### What the task asks
Some lines of these records may hold the word "this"; state how many, using only the number.
--- Records to use ---
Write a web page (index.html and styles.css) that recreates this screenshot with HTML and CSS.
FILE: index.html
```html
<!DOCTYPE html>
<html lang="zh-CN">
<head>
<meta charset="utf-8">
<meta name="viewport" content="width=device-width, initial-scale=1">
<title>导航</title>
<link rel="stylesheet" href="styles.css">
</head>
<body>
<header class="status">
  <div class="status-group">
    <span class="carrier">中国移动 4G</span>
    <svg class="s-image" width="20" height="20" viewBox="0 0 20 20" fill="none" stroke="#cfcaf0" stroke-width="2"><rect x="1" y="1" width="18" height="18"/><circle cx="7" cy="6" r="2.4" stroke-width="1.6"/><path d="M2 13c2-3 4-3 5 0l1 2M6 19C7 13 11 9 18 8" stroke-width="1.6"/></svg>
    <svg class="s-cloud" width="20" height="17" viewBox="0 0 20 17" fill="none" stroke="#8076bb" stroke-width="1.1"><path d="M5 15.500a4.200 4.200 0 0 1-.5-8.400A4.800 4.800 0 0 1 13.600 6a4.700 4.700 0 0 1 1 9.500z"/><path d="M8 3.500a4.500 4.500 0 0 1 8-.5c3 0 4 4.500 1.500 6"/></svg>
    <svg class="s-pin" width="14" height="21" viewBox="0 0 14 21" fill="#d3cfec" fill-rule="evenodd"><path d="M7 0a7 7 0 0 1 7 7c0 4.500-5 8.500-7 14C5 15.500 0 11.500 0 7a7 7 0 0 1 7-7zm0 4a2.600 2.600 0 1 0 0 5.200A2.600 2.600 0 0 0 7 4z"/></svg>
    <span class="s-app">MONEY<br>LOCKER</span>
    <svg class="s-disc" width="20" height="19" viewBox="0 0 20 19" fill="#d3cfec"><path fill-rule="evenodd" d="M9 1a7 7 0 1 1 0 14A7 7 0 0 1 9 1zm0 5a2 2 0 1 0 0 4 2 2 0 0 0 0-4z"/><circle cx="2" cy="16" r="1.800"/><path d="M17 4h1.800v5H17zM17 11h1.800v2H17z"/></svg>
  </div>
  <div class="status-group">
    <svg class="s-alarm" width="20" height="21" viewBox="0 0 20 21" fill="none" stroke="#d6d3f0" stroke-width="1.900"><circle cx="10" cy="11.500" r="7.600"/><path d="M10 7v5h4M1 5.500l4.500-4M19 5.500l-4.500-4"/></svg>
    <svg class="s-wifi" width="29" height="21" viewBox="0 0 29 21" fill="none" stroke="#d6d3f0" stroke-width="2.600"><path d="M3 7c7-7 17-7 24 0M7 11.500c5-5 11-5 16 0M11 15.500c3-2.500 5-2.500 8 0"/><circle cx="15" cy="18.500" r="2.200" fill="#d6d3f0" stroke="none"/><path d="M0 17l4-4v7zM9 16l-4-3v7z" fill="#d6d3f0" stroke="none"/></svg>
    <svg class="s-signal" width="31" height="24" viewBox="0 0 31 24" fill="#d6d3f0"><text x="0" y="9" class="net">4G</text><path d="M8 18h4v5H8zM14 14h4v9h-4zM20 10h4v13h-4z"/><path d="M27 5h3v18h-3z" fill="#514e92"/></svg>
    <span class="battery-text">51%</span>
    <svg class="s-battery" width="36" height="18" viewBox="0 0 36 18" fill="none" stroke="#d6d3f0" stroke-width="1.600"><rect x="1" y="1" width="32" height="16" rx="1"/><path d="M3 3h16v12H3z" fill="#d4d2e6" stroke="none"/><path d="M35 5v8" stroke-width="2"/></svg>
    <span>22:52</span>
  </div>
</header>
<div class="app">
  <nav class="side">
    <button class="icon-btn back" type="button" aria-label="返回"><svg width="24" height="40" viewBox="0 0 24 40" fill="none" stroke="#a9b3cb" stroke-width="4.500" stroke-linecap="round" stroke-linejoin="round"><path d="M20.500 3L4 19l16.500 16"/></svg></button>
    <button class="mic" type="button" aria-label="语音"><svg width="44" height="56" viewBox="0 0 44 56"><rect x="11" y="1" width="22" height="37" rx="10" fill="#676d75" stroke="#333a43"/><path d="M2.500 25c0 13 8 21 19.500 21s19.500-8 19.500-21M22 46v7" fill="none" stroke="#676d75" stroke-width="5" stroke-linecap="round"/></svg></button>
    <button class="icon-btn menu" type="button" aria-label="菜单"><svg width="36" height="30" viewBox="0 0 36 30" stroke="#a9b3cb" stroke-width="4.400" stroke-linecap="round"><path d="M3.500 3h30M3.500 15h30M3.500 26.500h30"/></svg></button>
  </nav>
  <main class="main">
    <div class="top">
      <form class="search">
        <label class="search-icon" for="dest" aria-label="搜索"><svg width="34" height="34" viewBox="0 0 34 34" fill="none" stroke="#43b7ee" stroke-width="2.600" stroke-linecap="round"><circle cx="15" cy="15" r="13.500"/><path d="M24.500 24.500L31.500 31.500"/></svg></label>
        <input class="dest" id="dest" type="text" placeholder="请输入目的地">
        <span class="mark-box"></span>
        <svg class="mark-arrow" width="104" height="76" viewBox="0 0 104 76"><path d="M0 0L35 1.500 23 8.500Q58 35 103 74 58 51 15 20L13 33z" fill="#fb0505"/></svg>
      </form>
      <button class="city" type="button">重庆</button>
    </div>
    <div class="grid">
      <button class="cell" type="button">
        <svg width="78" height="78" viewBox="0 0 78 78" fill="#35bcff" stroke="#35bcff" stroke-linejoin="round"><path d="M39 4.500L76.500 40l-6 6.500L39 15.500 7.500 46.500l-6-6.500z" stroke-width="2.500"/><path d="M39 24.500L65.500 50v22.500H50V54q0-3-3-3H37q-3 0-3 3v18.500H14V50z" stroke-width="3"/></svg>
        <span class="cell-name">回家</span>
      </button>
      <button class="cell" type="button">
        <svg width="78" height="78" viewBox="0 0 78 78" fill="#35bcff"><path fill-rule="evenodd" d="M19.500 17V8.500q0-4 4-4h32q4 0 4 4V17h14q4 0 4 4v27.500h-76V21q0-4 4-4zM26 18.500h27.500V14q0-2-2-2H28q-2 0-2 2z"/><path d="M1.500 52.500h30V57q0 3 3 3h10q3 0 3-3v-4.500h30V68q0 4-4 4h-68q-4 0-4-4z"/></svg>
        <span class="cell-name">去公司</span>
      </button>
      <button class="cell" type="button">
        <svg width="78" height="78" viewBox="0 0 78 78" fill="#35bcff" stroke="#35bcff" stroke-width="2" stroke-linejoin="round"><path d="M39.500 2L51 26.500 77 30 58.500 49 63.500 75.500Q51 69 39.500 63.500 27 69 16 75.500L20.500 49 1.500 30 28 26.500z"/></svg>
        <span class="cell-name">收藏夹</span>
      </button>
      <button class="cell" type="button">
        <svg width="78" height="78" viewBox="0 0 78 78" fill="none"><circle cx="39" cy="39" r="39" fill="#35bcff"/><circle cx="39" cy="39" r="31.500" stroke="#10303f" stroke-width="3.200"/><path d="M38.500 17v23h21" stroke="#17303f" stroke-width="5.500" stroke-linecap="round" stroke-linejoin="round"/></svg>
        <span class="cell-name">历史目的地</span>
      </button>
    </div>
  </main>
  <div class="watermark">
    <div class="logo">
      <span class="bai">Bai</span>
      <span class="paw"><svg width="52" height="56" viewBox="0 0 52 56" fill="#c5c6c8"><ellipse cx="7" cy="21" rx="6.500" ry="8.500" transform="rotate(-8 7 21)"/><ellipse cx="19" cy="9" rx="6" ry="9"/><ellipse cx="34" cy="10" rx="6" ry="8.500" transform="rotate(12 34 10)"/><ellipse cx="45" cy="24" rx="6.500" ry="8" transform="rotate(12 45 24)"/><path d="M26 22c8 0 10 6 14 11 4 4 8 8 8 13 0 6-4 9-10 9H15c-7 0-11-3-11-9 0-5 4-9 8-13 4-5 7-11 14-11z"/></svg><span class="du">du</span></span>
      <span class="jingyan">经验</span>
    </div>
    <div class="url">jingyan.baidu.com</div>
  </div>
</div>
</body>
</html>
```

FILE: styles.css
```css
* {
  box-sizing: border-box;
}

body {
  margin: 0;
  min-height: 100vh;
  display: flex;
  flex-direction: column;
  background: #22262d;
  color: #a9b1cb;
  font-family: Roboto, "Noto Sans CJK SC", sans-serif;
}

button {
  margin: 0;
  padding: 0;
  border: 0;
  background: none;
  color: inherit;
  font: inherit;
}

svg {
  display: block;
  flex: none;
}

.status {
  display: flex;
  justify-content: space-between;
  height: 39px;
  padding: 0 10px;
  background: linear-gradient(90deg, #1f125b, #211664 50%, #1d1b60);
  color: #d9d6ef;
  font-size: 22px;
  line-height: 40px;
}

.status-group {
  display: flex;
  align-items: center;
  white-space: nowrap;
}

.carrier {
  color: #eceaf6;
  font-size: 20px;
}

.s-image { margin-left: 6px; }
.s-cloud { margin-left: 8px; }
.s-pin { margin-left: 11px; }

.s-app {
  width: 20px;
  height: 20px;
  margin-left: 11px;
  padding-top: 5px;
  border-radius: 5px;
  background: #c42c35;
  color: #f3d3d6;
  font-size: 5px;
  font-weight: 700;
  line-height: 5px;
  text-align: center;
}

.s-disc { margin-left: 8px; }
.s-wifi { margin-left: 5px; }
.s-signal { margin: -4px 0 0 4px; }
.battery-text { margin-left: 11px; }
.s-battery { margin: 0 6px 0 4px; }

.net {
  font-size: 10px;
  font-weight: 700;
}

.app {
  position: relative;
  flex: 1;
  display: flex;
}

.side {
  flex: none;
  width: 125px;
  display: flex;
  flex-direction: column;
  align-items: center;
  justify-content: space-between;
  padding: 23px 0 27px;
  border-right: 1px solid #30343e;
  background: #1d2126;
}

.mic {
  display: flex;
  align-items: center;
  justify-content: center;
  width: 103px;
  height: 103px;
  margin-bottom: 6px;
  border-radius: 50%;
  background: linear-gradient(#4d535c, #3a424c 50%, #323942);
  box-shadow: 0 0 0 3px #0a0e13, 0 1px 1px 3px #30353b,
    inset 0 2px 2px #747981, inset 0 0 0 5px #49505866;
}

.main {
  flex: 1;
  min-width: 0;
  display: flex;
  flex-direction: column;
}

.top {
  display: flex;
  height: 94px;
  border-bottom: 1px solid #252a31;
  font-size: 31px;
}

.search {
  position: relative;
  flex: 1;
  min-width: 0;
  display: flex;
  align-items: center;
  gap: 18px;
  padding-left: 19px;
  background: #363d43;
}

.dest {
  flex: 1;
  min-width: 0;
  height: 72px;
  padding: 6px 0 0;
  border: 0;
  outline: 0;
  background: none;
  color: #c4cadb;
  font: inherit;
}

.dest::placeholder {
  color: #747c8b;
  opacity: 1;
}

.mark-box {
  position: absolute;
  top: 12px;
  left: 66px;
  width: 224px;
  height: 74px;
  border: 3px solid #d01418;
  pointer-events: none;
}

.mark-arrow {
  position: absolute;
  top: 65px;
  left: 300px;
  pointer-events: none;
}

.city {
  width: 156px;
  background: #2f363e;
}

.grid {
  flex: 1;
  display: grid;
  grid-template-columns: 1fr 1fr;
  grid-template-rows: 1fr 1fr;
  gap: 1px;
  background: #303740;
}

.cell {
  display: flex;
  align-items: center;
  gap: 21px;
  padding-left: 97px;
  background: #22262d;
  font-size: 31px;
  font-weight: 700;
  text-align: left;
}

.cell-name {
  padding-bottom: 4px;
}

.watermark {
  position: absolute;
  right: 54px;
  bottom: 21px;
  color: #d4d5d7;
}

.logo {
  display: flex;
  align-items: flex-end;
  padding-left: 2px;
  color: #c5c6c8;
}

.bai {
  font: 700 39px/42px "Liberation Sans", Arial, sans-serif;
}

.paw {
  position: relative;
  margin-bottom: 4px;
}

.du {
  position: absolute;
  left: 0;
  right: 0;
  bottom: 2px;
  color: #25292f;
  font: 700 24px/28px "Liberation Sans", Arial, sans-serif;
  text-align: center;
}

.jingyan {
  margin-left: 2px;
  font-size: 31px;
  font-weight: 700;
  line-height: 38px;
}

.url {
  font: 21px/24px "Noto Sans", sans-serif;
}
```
---
--- Records to use ---
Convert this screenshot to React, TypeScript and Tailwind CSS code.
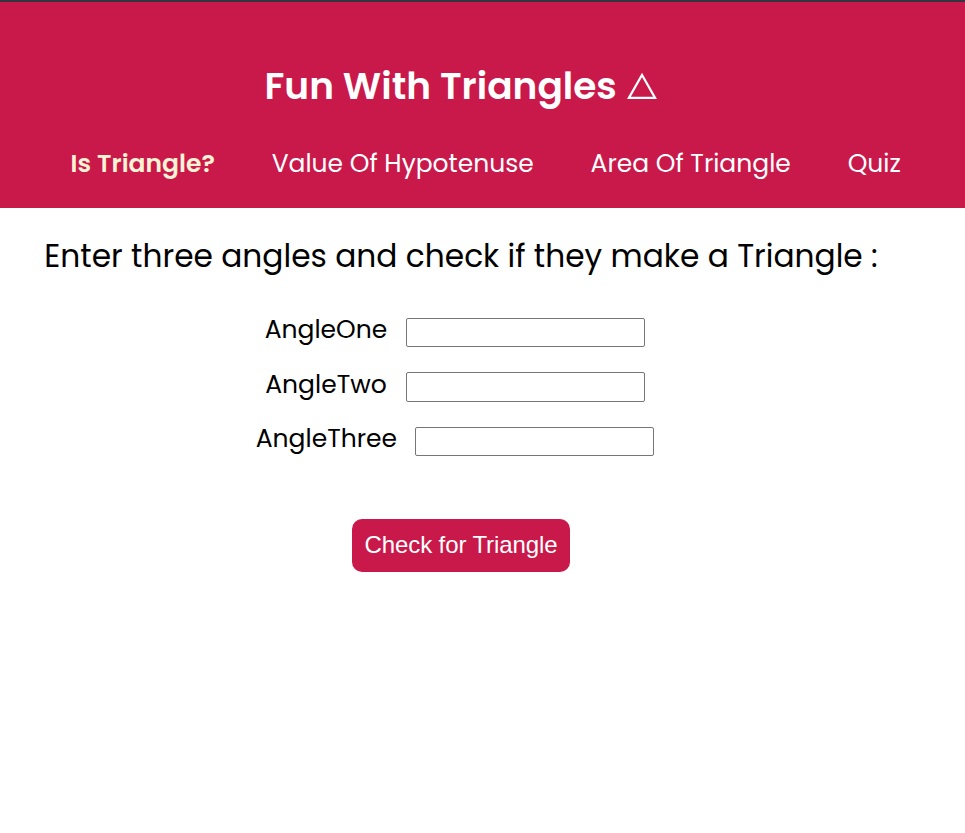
---
### Written answer
2